There were two issues before Mrs Justice Whipple: who was the successful party and should the successful party’s costs be discounted or reduced in some way to reflect their conduct? In terms of who won, the Judge adopted the approach of looking at who had to write the cheque at the end of the case. Here, it was the defendants (“Atlasjet”) who had to pay money to the claimants.  So the starting point for the Judge’s decision on costs was that Atlasjet should pay the costs. However, the claimants had lost a number of issues. The Judge then turned to conduct.

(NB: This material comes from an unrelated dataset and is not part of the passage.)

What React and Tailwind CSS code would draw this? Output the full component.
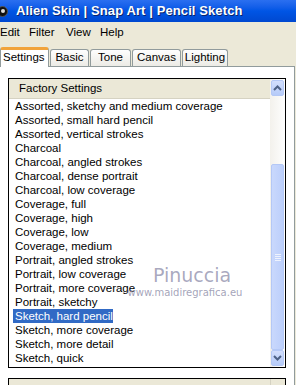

Atlasjet had resisted all early attempts at discussion or negotiation in this case.  The Judge said that this was a case “crying out for some sensible attempt at negotiation before costs racked up and the parties’ attitudes hardened”.

However, Atlasjet did not answer the claimants’ pre-action protocol letter, giving the claimants no option but to serve proceedings. The claimants sent a Calderbank offer, which turned out to be too high, but was at least “some attempt at settlement”. Atlasjet refused the offer and made no counter-offer. The Judge said that even if the case could not be settled, an early meeting would “surely have focussed the minds of those involved, and is likely to have led at least to some narrowing of issues, which would in the end have saved costs”. Mrs Justice Whipple continued:

“there is a world of difference between a case which comes to trial after reasonable efforts at settlement have been made but settlement has proved impossible, and a case where one party has simply refused to engage, preferring to take the view that it will see its opponents in Court. This is the latter type of case. That attitude inevitably gets weighed in the balance when it comes to costs, if that party fails.”

The Judge decided to award the claimants a percentage (33%) of their costs. This avoided the prospect of continuing disputes over costs which might go on for months or years. The Judge also wanted to try and avoid “the spectre” of what she considered to be an “undesirable and unfair outcome”, namely of the claimants’ overall win being eradicated (in effect) by the defendants’ costs attributable to particular issues. It was better to determine the end position on costs now, once and for all.